Leaders of the 28-nation European Union have a two-day summit starting Thursday and it is hoped that a full agreement can be reached then.
Greece’s economy minister, Giorgios Stathakis, was upbeat, saying that Athens’ latest offer effectively breaks the deadlock with international lenders.
“They have accepted that the new proposal of the Greek government is a proper framework on which to work,” he told Britain’s BBC.
Stathakis said the proposals included new taxes on business and the wealthy but no further cuts in pensions or public sector salaries, which was still a “red line” for Greece.
However, Athens will make tougher rules on early retirement and shift some categories of goods to a higher sales tax bracket, including hotels and certain foods. Emergency bailout taxes that had been imposed will remain, even though Tsipras had pledged to phase them out.

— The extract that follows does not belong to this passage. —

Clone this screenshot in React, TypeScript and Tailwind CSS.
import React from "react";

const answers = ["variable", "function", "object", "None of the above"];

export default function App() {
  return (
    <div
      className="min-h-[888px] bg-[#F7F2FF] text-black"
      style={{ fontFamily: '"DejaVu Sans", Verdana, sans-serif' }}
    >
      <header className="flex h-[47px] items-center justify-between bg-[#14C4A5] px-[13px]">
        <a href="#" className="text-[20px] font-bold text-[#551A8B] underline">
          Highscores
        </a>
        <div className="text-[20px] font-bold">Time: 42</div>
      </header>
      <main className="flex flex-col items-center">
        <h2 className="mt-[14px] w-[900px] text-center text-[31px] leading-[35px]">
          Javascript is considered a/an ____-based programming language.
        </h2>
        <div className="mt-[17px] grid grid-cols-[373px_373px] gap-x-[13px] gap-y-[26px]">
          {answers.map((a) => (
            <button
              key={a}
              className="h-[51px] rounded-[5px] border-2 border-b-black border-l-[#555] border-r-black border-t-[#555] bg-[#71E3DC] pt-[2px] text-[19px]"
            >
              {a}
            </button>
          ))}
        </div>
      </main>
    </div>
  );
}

Despite the more upbeat mood in markets, tension was palpable in Greece, where people have flocked to cash machines to withdraw money. The concern is that a debt default by Greece could destabilize the country enough that it might eventually have to leave the euro.
“Everyone’s going (to the banks) to take money,” said Yannis Nikolopoulos in Athens. “If the banks shut it’ll be a problem to go shopping and that sort of thing.” Without a deal, he said, “we’re doomed.”

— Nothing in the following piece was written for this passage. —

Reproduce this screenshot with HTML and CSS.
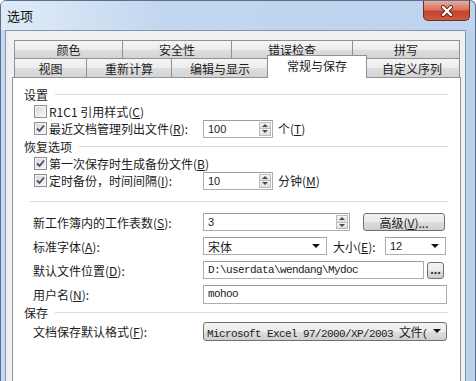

To support Greek banks in the face of growing money withdrawals, the European Central Bank increased the amount of emergency credit it allows the banks to draw on, officials said.
Reports indicate Greeks withdrew about 4 billion euros last week.
The current talks center on releasing the last 7.2 billion euros in the country’s bailout program, which expires at the end of the month.
Since coming to power in January, the new government has refused to make more budget austerity measures, which it blames for devastating the economy. It has since softened its approach, but it remains reluctant to take all steps creditors demand.